The proposals were first announced in July when a meeting of the Greater Janakpur Area Development Council decided to request support from India to beautify the areas of three key temples of Janakpur and the religious ponds. Nidhi apparently hoped that announcements would be made regarding this anticipated Indian aid during the visit, but all that is up in the air now.

Still, many will be asking whatever happened to the funds promised by the Asian Development Bank a few years ago for the urban development and reconstitution of Janakpur.

Journalist Nirjana Sharma last year asked ‘What ails Janakpur?’ and drew attention to the massive misuse, and disappearance, of funds for the maintenance and development of the town. He pointed out that Dhanusha stood last in the list of all the 75 districts of Nepal in the Minimum Condition Performance Measures (MCPM) of the Ministry of Local Development and Federal Affairs (MoFALD), receiving just 27 out of 100 points, failing to meet the satisfactory development criteria. None of Dhanusha’s 101 VDCs and the Janakpur Municipality met ministry targets.

Dhanusha was one of the only nine ‘failed’ districts whose development budgets were reduced by 25 per cent as punishment of malfunction, the accounts had not been audited for two years. Locals blamed the municipality and the district government, and talked privately of massive corruption. The LDO was reported as saying that development work was minimal ‘due to the interference of vested groups’.

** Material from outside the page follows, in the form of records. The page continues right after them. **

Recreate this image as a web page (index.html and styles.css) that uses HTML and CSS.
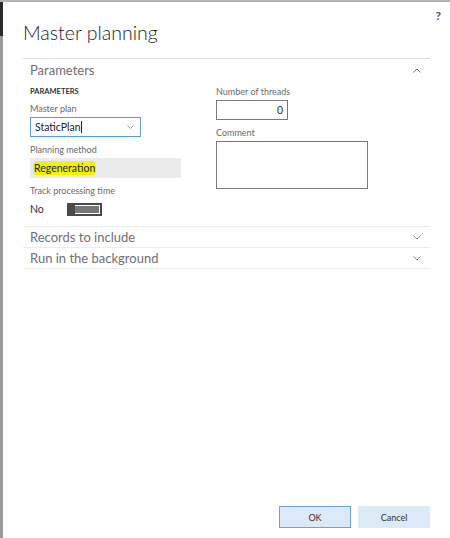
FILE: index.html
```html
<!DOCTYPE html>
<html>
<head>
<meta charset="utf-8">
<link rel="stylesheet" href="styles.css">
</head>
<body>
<div class="frame">
  <div class="leftbar"></div>
  <div class="dialog">
    <div class="help">?</div>
    <h1 class="title">Master planning</h1>
    <div class="section open">
      <div class="sec-head">
        <span>Parameters</span>
        <svg class="chev" width="8" height="5" viewBox="0 0 8 5"><path d="M0.5 4.5 L4 1 L7.5 4.5" fill="none" stroke="#777" stroke-width="1"/></svg>
      </div>
      <div class="sec-body">
        <div class="col">
          <div class="group">PARAMETERS</div>
          <div class="field">
            <div class="label">Master plan</div>
            <div class="combo"><span>StaticPlan<span class="caret"></span></span>
              <svg width="7" height="4" viewBox="0 0 7 4"><path d="M0.5 0.5 L3.5 3.5 L6.5 0.5" fill="none" stroke="#999" stroke-width="0.9"/></svg>
            </div>
          </div>
          <div class="field">
            <div class="label">Planning method</div>
            <div class="readonly"><span class="hl">Regeneration</span></div>
          </div>
          <div class="field">
            <div class="label">Track processing time</div>
            <div class="toggle-row"><span class="no">No</span><span class="toggle"><span class="knob"></span></span></div>
          </div>
        </div>
        <div class="col right">
          <div class="field">
            <div class="label">Number of threads</div>
            <div class="num">0</div>
          </div>
          <div class="field">
            <div class="label">Comment</div>
            <div class="textarea"></div>
          </div>
        </div>
      </div>
    </div>
    <div class="section">
      <div class="sec-head">
        <span>Records to include</span>
        <svg class="chev" width="8" height="5" viewBox="0 0 8 5"><path d="M0.5 0.5 L4 4 L7.5 0.5" fill="none" stroke="#888" stroke-width="1"/></svg>
      </div>
    </div>
    <div class="section">
      <div class="sec-head">
        <span>Run in the background</span>
        <svg class="chev" width="8" height="5" viewBox="0 0 8 5"><path d="M0.5 0.5 L4 4 L7.5 0.5" fill="none" stroke="#888" stroke-width="1"/></svg>
      </div>
    </div>
    <div class="spacer"></div>
    <div class="buttons">
      <button class="btn ok">OK</button>
      <button class="btn">Cancel</button>
    </div>
  </div>
</div>
</body>
</html>
```
FILE: styles.css
```css
html, body {
  margin: 0;
  padding: 0;
  background: #fff;
}
body {
  font-family: "Lato", "Open Sans", sans-serif;
  color: #333;
}
.frame {
  width: 450px;
  height: 538px;
  display: flex;
  border-top: 2px solid #b4b4b4;
  box-sizing: border-box;
  position: relative;
}
.leftbar {
  width: 3px;
  flex: none;
  background: linear-gradient(#2b2b2b 0, #2b2b2b 34px, #9a9a9a 34px, #9a9a9a 100%);
}
.dialog {
  flex: 1;
  display: flex;
  flex-direction: column;
  padding: 0 20px 10px 20px;
  position: relative;
}
.help {
  position: absolute;
  right: 9px;
  top: 6px;
  font-size: 12px;
  font-weight: 700;
  color: #555;
}
.title {
  margin: 0;
  font-weight: 300;
  font-size: 19.5px;
  color: #222;
  padding-top: 19px;
  height: 57px;
  box-sizing: border-box;
  line-height: 24px;
  border-bottom: 1px solid #dedede;
}
.section {
  border-bottom: 1px solid #ececec;
}
.section:last-of-type {
  border-bottom: none;
}
.sec-head {
  display: flex;
  align-items: center;
  justify-content: space-between;
  padding: 0 9px 0 7px;
  height: 20px;
  font-size: 13px;
  color: #707070;
}
.section.open .sec-head {
  height: 22px;
}
.sec-body {
  display: flex;
  padding: 0 7px 7px 7px;
}
.col {
  width: 186px;
  display: flex;
  flex-direction: column;
}
.group {
  font-size: 7.5px;
  font-weight: 700;
  color: #333;
  margin-top: 5px;
  height: 12px;
  line-height: 12px;
}
.field {
  display: flex;
  flex-direction: column;
}
.label {
  font-size: 9px;
  color: #6a6a6a;
  height: 12px;
  line-height: 12px;
  margin-top: 7px;
}
.group + .field .label {
  margin-top: 5px;
}
.col.right .field:first-child .label {
  margin-top: 5px;
}
.combo {
  width: 111px;
  height: 20px;
  box-sizing: border-box;
  border: 1px solid #5a9ad8;
  display: flex;
  align-items: center;
  justify-content: space-between;
  padding: 0 6px 0 4px;
  font-size: 10.5px;
  color: #222;
  margin-top: 2px;
}
.caret {
  display: inline-block;
  width: 1px;
  height: 12px;
  background: #222;
  vertical-align: -2px;
}
.readonly {
  width: 151px;
  height: 20px;
  background: #ebebeb;
  display: flex;
  align-items: center;
  padding-left: 4px;
  box-sizing: border-box;
  font-size: 10.5px;
  color: #222;
  margin-top: 2px;
}
.hl {
  background: #f1f20c;
  border-radius: 4px;
  padding: 1px 1px;
  margin-left: -1px;
}
.toggle-row {
  display: flex;
  align-items: center;
  height: 20px;
  margin-top: 2px;
}
.no {
  font-size: 10.5px;
  color: #333;
  width: 37px;
}
.toggle {
  width: 35px;
  height: 13px;
  box-sizing: border-box;
  background: #777;
  border: 2px solid #4a4a4a;
  display: block;
  position: relative;
  box-shadow: inset 0 0 0 1px #fff;
}
.knob {
  position: absolute;
  left: -2px;
  top: -2px;
  width: 8px;
  height: 13px;
  background: #4a4a4a;
}
.num {
  width: 72px;
  height: 20px;
  box-sizing: border-box;
  border: 1px solid #7a7a7a;
  text-align: right;
  font-size: 10.5px;
  line-height: 18px;
  padding-right: 4px;
  color: #333;
  margin-top: 2px;
}
.textarea {
  width: 152px;
  height: 48px;
  box-sizing: border-box;
  border: 1px solid #7a7a7a;
  margin-top: 2px;
}
.spacer {
  flex: 1;
}
.buttons {
  display: flex;
  justify-content: flex-end;
  gap: 7px;
}
.btn {
  width: 72px;
  height: 22px;
  background: #dce9f7;
  border: 1px solid #dce9f7;
  font-family: "Lato", "Open Sans", sans-serif;
  font-size: 9px;
  color: #333;
  padding: 0;
}
.btn.ok {
  border-color: #6fa3d8;
}
```
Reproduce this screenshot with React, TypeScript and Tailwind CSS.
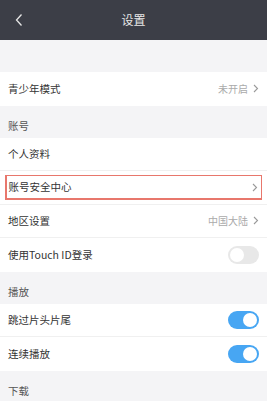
import React from "react";

const Chevron = () => (
  <svg width="6" height="9" viewBox="0 0 6 9" className="ml-[5px]">
    <path d="M1 1 L4.5 4.5 L1 8" fill="none" stroke="#9a9a9a" strokeWidth="1.1" />
  </svg>
);

const Toggle = ({ on }: { on: boolean }) => (
  <div
    className={`w-[31px] h-[18px] rounded-full p-[2px] flex items-center ${
      on ? "bg-[#47a6f3] justify-end" : "bg-[#e8e8e8] justify-start"
    }`}
  >
    <div className="w-[14px] h-[14px] rounded-full bg-white" />
  </div>
);

const Row = ({
  label,
  value,
  chevron,
  toggle,
  border = true,
}: {
  label: string;
  value?: string;
  chevron?: boolean;
  toggle?: boolean | null;
  border?: boolean;
}) => (
  <div className={`h-[33.5px] flex items-center pl-[8px] pr-[8px] bg-white ${border ? "border-b border-[#f0f0f0]" : ""}`}>
    <span className="text-[10.5px] text-[#333]">{label}</span>
    <div className="ml-auto flex items-center">
      {value && <span className="text-[10px] text-[#aaa]">{value}</span>}
      {chevron && <Chevron />}
      {toggle !== undefined && toggle !== null && <Toggle on={toggle} />}
    </div>
  </div>
);

const Section = ({ label }: { label: string }) => (
  <div className="h-[32px] bg-[#f4f4f6] flex items-end pl-[8px] pb-[4px]">
    <span className="text-[10.5px] text-[#555]">{label}</span>
  </div>
);

export default function App() {
  return (
    <div
      className="w-[271px] h-[401px] bg-white overflow-hidden"
      style={{ fontFamily: '"Noto Sans CJK SC", "Noto Sans", sans-serif' }}
    >
      <div className="w-[267px]">
        <div className="h-[40px] bg-[#3c3e47] flex items-center relative">
          <svg width="10" height="14" viewBox="0 0 10 14" className="ml-[14px]">
            <path d="M7.5 1.5 L2.5 7 L7.5 12.5" fill="none" stroke="#e6e6e6" strokeWidth="1.3" />
          </svg>
          <span className="absolute left-0 right-0 text-center text-[12px] text-[#e8e8e8] pointer-events-none">
            设置
          </span>
        </div>
        <div className="h-[32px] bg-[#f4f4f6]" />
        <Row label="青少年模式" value="未开启" chevron border={false} />
        <Section label="账号" />
        <Row label="个人资料" />
        <div className="h-[33.5px] bg-white border-b border-[#f0f0f0] flex items-center px-[5px]">
          <div className="w-full h-[25px] bg-[#e8776c] p-[1.5px]">
            <div className="w-full h-full bg-white flex items-center pl-[2px] pr-[3px]">
              <span className="text-[10.5px] text-[#333]">账号安全中心</span>
              <div className="ml-auto flex items-center">
                <Chevron />
              </div>
            </div>
          </div>
        </div>
        <Row label="地区设置" value="中国大陆" chevron />
        <Row label="使用Touch ID登录" toggle={false} border={false} />
        <Section label="播放" />
        <Row label="跳过片头片尾" toggle={true} />
        <Row label="连续播放" toggle={true} border={false} />
        <Section label="下载" />
      </div>
    </div>
  );
}
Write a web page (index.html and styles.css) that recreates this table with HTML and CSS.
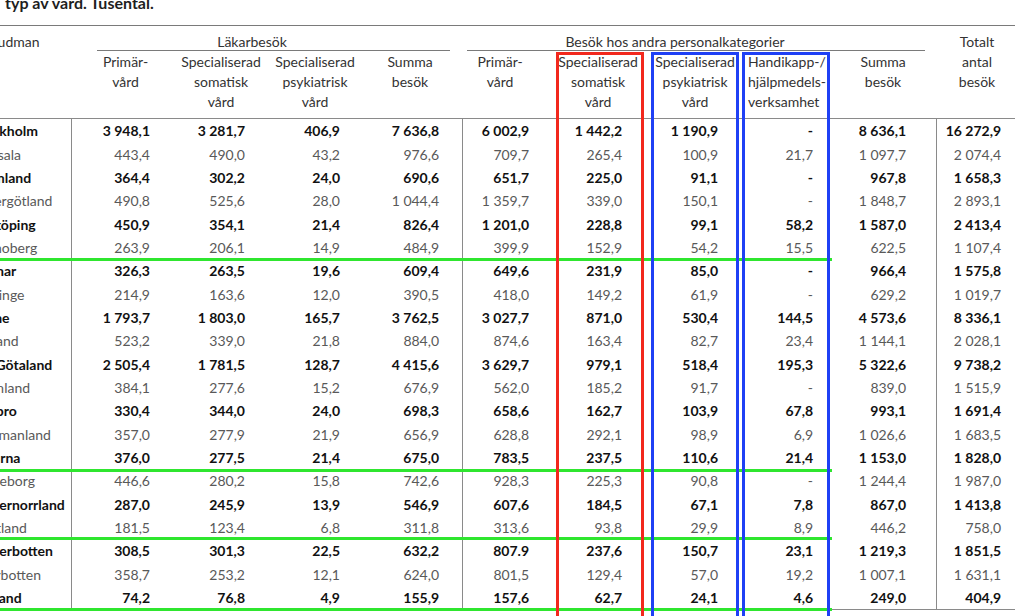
FILE: index.html
```html
<!DOCTYPE html>
<html lang="sv">
<head>
<meta charset="utf-8">
<title>Besök efter typ av vård</title>
<link rel="stylesheet" href="styles.css">
</head>
<body>
<div class="sheet">
  <div class="content">
    <div class="title">typ av vård. Tusental.</div>
    <table class="tbl">
      <colgroup>
        <col class="c-name"><col class="c95"><col class="c95"><col class="c95"><col class="c106">
        <col class="c87"><col class="c95"><col class="c95"><col class="c95"><col class="c102"><col class="c78">
      </colgroup>
      <thead>
        <tr class="r1">
          <th class="rs name-h" rowspan="2">Huvudman</th>
          <th colspan="4"><div class="grp grp-l">Läkarbesök</div></th>
          <th colspan="5"><div class="grp grp-a">Besök hos andra personalkategorier</div></th>
          <th class="rs tot-h" rowspan="2">Totalt<br>antal<br>besök</th>
        </tr>
        <tr class="r2">
          <th>Primär-<br>vård</th>
          <th>Specialiserad<br>somatisk<br>vård</th>
          <th>Specialiserad<br>psykiatrisk<br>vård</th>
          <th>Summa<br>besök</th>
          <th>Primär-<br>vård</th>
          <th>Specialiserad<br>somatisk<br>vård</th>
          <th>Specialiserad<br>psykiatrisk<br>vård</th>
          <th class="left">Handikapp-/<br>hjälpmedels-<br>verksamhet</th>
          <th>Summa<br>besök</th>
        </tr>
      </thead>
      <tbody>
        <tr><td>Stockholm</td><td>3 948,1</td><td>3 281,7</td><td>406,9</td><td>7 636,8</td><td>6 002,9</td><td>1 442,2</td><td>1 190,9</td><td>-</td><td>8 636,1</td><td>16 272,9</td></tr>
        <tr><td>Uppsala</td><td>443,4</td><td>490,0</td><td>43,2</td><td>976,6</td><td>709,7</td><td>265,4</td><td>100,9</td><td>21,7</td><td>1 097,7</td><td>2 074,4</td></tr>
        <tr><td>Sörmland</td><td>364,4</td><td>302,2</td><td>24,0</td><td>690,6</td><td>651,7</td><td>225,0</td><td>91,1</td><td>-</td><td>967,8</td><td>1 658,3</td></tr>
        <tr><td>Östergötland</td><td>490,8</td><td>525,6</td><td>28,0</td><td>1 044,4</td><td>1 359,7</td><td>339,0</td><td>150,1</td><td>-</td><td>1 848,7</td><td>2 893,1</td></tr>
        <tr><td>Jönköping</td><td>450,9</td><td>354,1</td><td>21,4</td><td>826,4</td><td>1 201,0</td><td>228,8</td><td>99,1</td><td>58,2</td><td>1 587,0</td><td>2 413,4</td></tr>
        <tr><td>Kronoberg</td><td>263,9</td><td>206,1</td><td>14,9</td><td>484,9</td><td>399,9</td><td>152,9</td><td>54,2</td><td>15,5</td><td>622,5</td><td>1 107,4</td></tr>
        <tr><td>Kalmar</td><td>326,3</td><td>263,5</td><td>19,6</td><td>609,4</td><td>649,6</td><td>231,9</td><td>85,0</td><td>-</td><td>966,4</td><td>1 575,8</td></tr>
        <tr><td>Blekinge</td><td>214,9</td><td>163,6</td><td>12,0</td><td>390,5</td><td>418,0</td><td>149,2</td><td>61,9</td><td>-</td><td>629,2</td><td>1 019,7</td></tr>
        <tr><td>Skåne</td><td>1 793,7</td><td>1 803,0</td><td>165,7</td><td>3 762,5</td><td>3 027,7</td><td>871,0</td><td>530,4</td><td>144,5</td><td>4 573,6</td><td>8 336,1</td></tr>
        <tr><td>Halland</td><td>523,2</td><td>339,0</td><td>21,8</td><td>884,0</td><td>874,6</td><td>163,4</td><td>82,7</td><td>23,4</td><td>1 144,1</td><td>2 028,1</td></tr>
        <tr><td>V:a Götaland</td><td>2 505,4</td><td>1 781,5</td><td>128,7</td><td>4 415,6</td><td>3 629,7</td><td>979,1</td><td>518,4</td><td>195,3</td><td>5 322,6</td><td>9 738,2</td></tr>
        <tr><td>Värmland</td><td>384,1</td><td>277,6</td><td>15,2</td><td>676,9</td><td>562,0</td><td>185,2</td><td>91,7</td><td>-</td><td>839,0</td><td>1 515,9</td></tr>
        <tr><td>Örebro</td><td>330,4</td><td>344,0</td><td>24,0</td><td>698,3</td><td>658,6</td><td>162,7</td><td>103,9</td><td>67,8</td><td>993,1</td><td>1 691,4</td></tr>
        <tr><td>Västmanland</td><td>357,0</td><td>277,9</td><td>21,9</td><td>656,9</td><td>628,8</td><td>292,1</td><td>98,9</td><td>6,9</td><td>1 026,6</td><td>1 683,5</td></tr>
        <tr><td>Dalarna</td><td>376,0</td><td>277,5</td><td>21,4</td><td>675,0</td><td>783,5</td><td>237,5</td><td>110,6</td><td>21,4</td><td>1 153,0</td><td>1 828,0</td></tr>
        <tr><td>Gävleborg</td><td>446,6</td><td>280,2</td><td>15,8</td><td>742,6</td><td>928,3</td><td>225,3</td><td>90,8</td><td>-</td><td>1 244,4</td><td>1 987,0</td></tr>
        <tr><td>Västernorrland</td><td>287,0</td><td>245,9</td><td>13,9</td><td>546,9</td><td>607,6</td><td>184,5</td><td>67,1</td><td>7,8</td><td>867,0</td><td>1 413,8</td></tr>
        <tr><td>Jämtland</td><td>181,5</td><td>123,4</td><td>6,8</td><td>311,8</td><td>313,6</td><td>93,8</td><td>29,9</td><td>8,9</td><td>446,2</td><td>758,0</td></tr>
        <tr><td>Västerbotten</td><td>308,5</td><td>301,3</td><td>22,5</td><td>632,2</td><td>807.9</td><td>237,6</td><td>150,7</td><td>23,1</td><td>1 219,3</td><td>1 851,5</td></tr>
        <tr><td>Norrbotten</td><td>358,7</td><td>253,2</td><td>12,1</td><td>624,0</td><td>801,5</td><td>129,4</td><td>57,0</td><td>19,2</td><td>1 007,1</td><td>1 631,1</td></tr>
        <tr><td>Gotland</td><td>74,2</td><td>76,8</td><td>4,9</td><td>155,9</td><td>157,6</td><td>62,7</td><td>24,1</td><td>4,6</td><td>249,0</td><td>404,9</td></tr>
      </tbody>
    </table>
  </div>

  <div class="mark-green g1"></div>
  <div class="mark-green g2"></div>
  <div class="mark-green g3"></div>
  <div class="mark-green g4"></div>
  <div class="mark-box red"></div>
  <div class="mark-box blue b1"></div>
  <div class="mark-box blue b2"></div>
</div>
</body>
</html>
```

FILE: styles.css
```css
* { box-sizing: border-box; }

html, body {
  margin: 0;
  padding: 0;
  background: #fff;
  overflow: hidden;
}

body {
  font-family: Lato, "Liberation Sans", sans-serif;
  font-size: 14px;
  color: #222;
}

.sheet {
  position: relative;
  width: 1024px;
  height: 616px;
  overflow: hidden;
}

.content {
  margin-left: -28px;
}

.title {
  margin-top: -7px;
  height: 20px;
  line-height: 20px;
  padding-left: 33px;
  font-size: 16px;
  font-weight: 700;
  color: #1e1e1e;
  white-space: nowrap;
}

.tbl {
  margin-top: 12px;
  width: 1043px;
  table-layout: fixed;
  border-collapse: separate;
  border-spacing: 0;
  border-top: 1px solid #7a7a7a;
}

.c-name { width: 100px; }
.c95 { width: 95px; }
.c106 { width: 106px; }
.c87 { width: 87px; }
.c102 { width: 102px; }
.c78 { width: 78px; }

/* header */
.tbl th {
  font-weight: 400;
  color: #333;
  vertical-align: top;
  padding: 0;
  white-space: nowrap;
  text-align: center;
  line-height: 20px;
}

.tbl .r1 th { height: 26px; }
.tbl .r2 th { height: 67px; border-bottom: 1px solid #8a8a8a; }

.tbl th.rs {
  padding-top: 6px;
  border-bottom: 1px solid #8a8a8a;
}
.tbl th.name-h { text-align: left; }
.tbl th.tot-h { padding-left: 2px; }

.grp {
  margin-top: 7px;
  line-height: 17px;
  border-bottom: 1px solid #7a7a7a;
}
.grp-l { margin-left: 25px; margin-right: 13px; padding-right: 43px; }
.grp-a { margin-left: 4px; margin-right: 12px; padding-right: 42px; }

.r2 th:nth-child(1) { padding-left: 12px; }
.r2 th:nth-child(2) { padding-left: 13px; }
.r2 th:nth-child(3) { padding-left: 11px; }
.r2 th:nth-child(5) { padding-right: 13px; }
.r2 th:nth-child(6) { padding-left: 1px; }
.r2 th:nth-child(7) { padding-left: 5px; }
.r2 th.left { text-align: left; padding-left: 8px; }
.r2 th:nth-child(9) { padding-right: 6px; }

/* body */
.tbl td {
  height: 23.35px;
  padding: 0;
  line-height: 23px;
  text-align: right;
  white-space: nowrap;
  overflow: hidden;
}

.tbl tbody tr:nth-child(odd) td { font-weight: 700; color: #111; }
.tbl tbody tr:nth-child(even) td { font-weight: 400; color: #595959; }

.tbl tbody tr:last-child td { border-bottom: 1px solid #8a8a8a; }

.tbl td:nth-child(1) { text-align: left; border-right: 1px solid #8a8a8a; }
.tbl td:nth-child(2) { padding-right: 17px; }
.tbl td:nth-child(3) { padding-right: 17px; }
.tbl td:nth-child(4) { padding-right: 17px; }
.tbl td:nth-child(5) { padding-right: 23px; border-right: 1px solid #8a8a8a; }
.tbl td:nth-child(6) { padding-right: 21px; }
.tbl td:nth-child(7) { padding-right: 23px; }
.tbl td:nth-child(8) { padding-right: 22px; }
.tbl td:nth-child(9) { padding-right: 22px; }
.tbl td:nth-child(10) { padding-right: 30px; border-right: 1px solid #8a8a8a; }
.tbl td:nth-child(11) { padding-right: 14px; }

/* annotation overlays */
.mark-green {
  position: absolute;
  left: 0;
  width: 832px;
  height: 3px;
  background: #2fe62f;
}
.g1 { top: 258px; }
.g2 { top: 469px; }
.g3 { top: 537px; }
.g4 { top: 608px; }

.mark-box {
  position: absolute;
  top: 52px;
  height: 640px;
  width: 88px;
  border: 3px solid;
}
.red { left: 556px; border-color: #f2281d; }
.blue { border-color: #1f40f5; }
.b1 { left: 651px; }
.b2 { left: 742px; }
```
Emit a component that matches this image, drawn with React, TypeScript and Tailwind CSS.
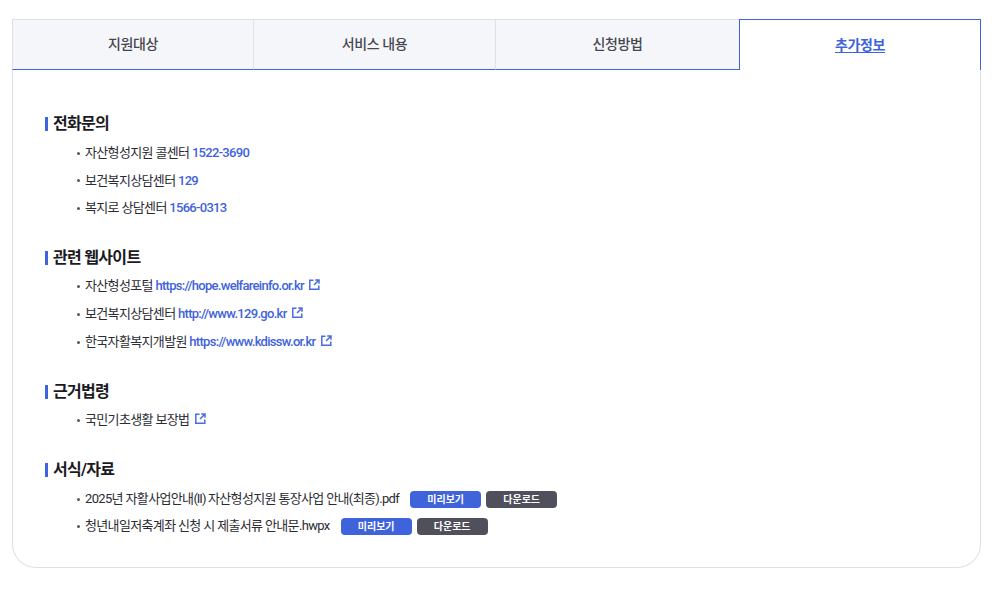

There were at that time 22 political parties in the all-party mechanism of the DDC. The local political leaders for their part blamed rival parties or the central body for the political situation and the backwardness in development. Many pinned their hopes for improvement on the agreement the Ministry of Urban Development signed with the ADB in July 2013 for a four-year road project worth Rs 1.6 billion.

The project was based on a study called Unleashing Economic Growth: Region-Based Urban Development Strategy for Nepal (2010), one of whose authors was eminent Nepali geography professor, Pushkar Pradhan. The project document prepared by the Ministry of Physical Planning and Works for the ADB proposed the following components: storm water drainage, roads and lanes improvements and solid waste management. Community Development Programs were to be defined during implementation in poverty pockets and guided by the Resettlement Framework prepared for the project.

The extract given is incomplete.